With people less inclined to invest their funds or to save their earnings, there is a decrease in the amount of capital funds that are available in the market. This in turn results in a slowdown of new comers into the market due to the scarcity of capital funds. Greed as a regulator in a capitalist market functions in a similar way. In what is termed as the “balancing mechanism” of greed, the capital that is infused into any industry or business will always look for the cheapest source. Given this behavior, it is logical to assume that this capital will go to places where labor and materials are cheap.

This low cost will not remain forever and will eventually force the prices of the factors of production up and by doing so removing the advantage that was sought after in the first place. This in effect levels the playing field and regulates the market. The recent decrease in savings, however, will not create this scenario and will instead force the capital elsewhere and adversely impact the American economy. Finally, the most serious problem is the large dependence that the United States has on oil.

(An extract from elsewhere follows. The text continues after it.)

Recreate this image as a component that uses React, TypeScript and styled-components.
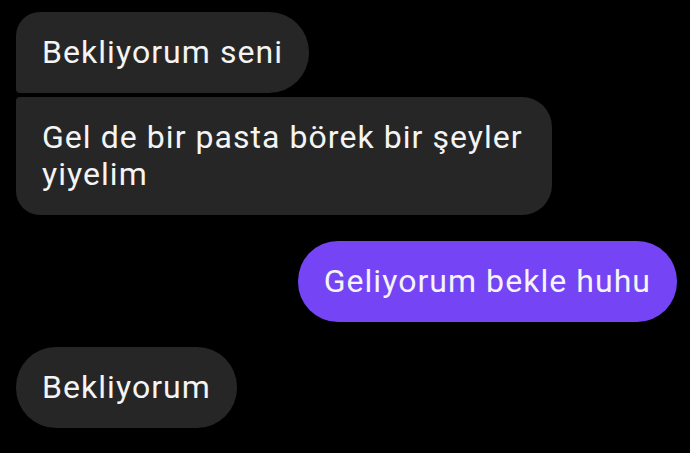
import React from "react";
import styled, { createGlobalStyle } from "styled-components";

const GlobalStyle = createGlobalStyle`
  html, body {
    margin: 0;
    padding: 0;
    background: #000;
  }
  body {
    font-family: Roboto, "Noto Sans", "Liberation Sans", sans-serif;
    -webkit-font-smoothing: antialiased;
  }
`;

const Thread = styled.div`
  width: 690px;
  height: 453px;
  box-sizing: border-box;
  padding: 12px 13px 0 16px;
  display: flex;
  flex-direction: column;
  background: #000;
  overflow: hidden;
`;

const Group = styled.div<{ $mine?: boolean; $gap: number }>`
  display: flex;
  flex-direction: column;
  align-items: ${(p) => (p.$mine ? "flex-end" : "flex-start")};
  gap: 4px;
  margin-top: ${(p) => p.$gap}px;
`;

type Corner = "single" | "first" | "last";

const radii: Record<Corner, string> = {
  single: "40px",
  first: "24px 40px 40px 4px",
  last: "4px 30px 30px 24px",
};

const Bubble = styled.div<{ $mine?: boolean; $corner: Corner }>`
  box-sizing: border-box;
  max-width: 536px;
  padding: 22px 26px 22px 26px;
  border-radius: ${(p) => radii[p.$corner]};
  background: ${(p) => (p.$mine ? "#7544f4" : "#262626")};
  color: #f4f4f4;
  font-size: 32px;
  line-height: 37px;
  letter-spacing: 1.05px;
  font-weight: 400;
`;

export default function App() {
  return (
    <>
      <GlobalStyle />
      <Thread>
        <Group $gap={0}>
          <Bubble $corner="first">Bekliyorum seni</Bubble>
          <Bubble $corner="last">Gel de bir pasta börek bir şeyler yiyelim</Bubble>
        </Group>
        <Group $mine $gap={26}>
          <Bubble $mine $corner="single">Geliyorum bekle huhu</Bubble>
        </Group>
        <Group $gap={25}>
          <Bubble $corner="single">Bekliyorum</Bubble>
        </Group>
      </Thread>
    </>
  );
}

The recent economic situation of the United States could arguably be better were it not for the exponential increase of oil prices. As the world’s largest importer of oil, the United States spends a large amount of its funds on energy and energy alternatives. It can even be argued that the total cost of most goods produced is attributed to oil costs. The problem here therefore is the reliance that the United States economy has upon oil imports. Any slight increase can drastically affect the American economy as we can see at present.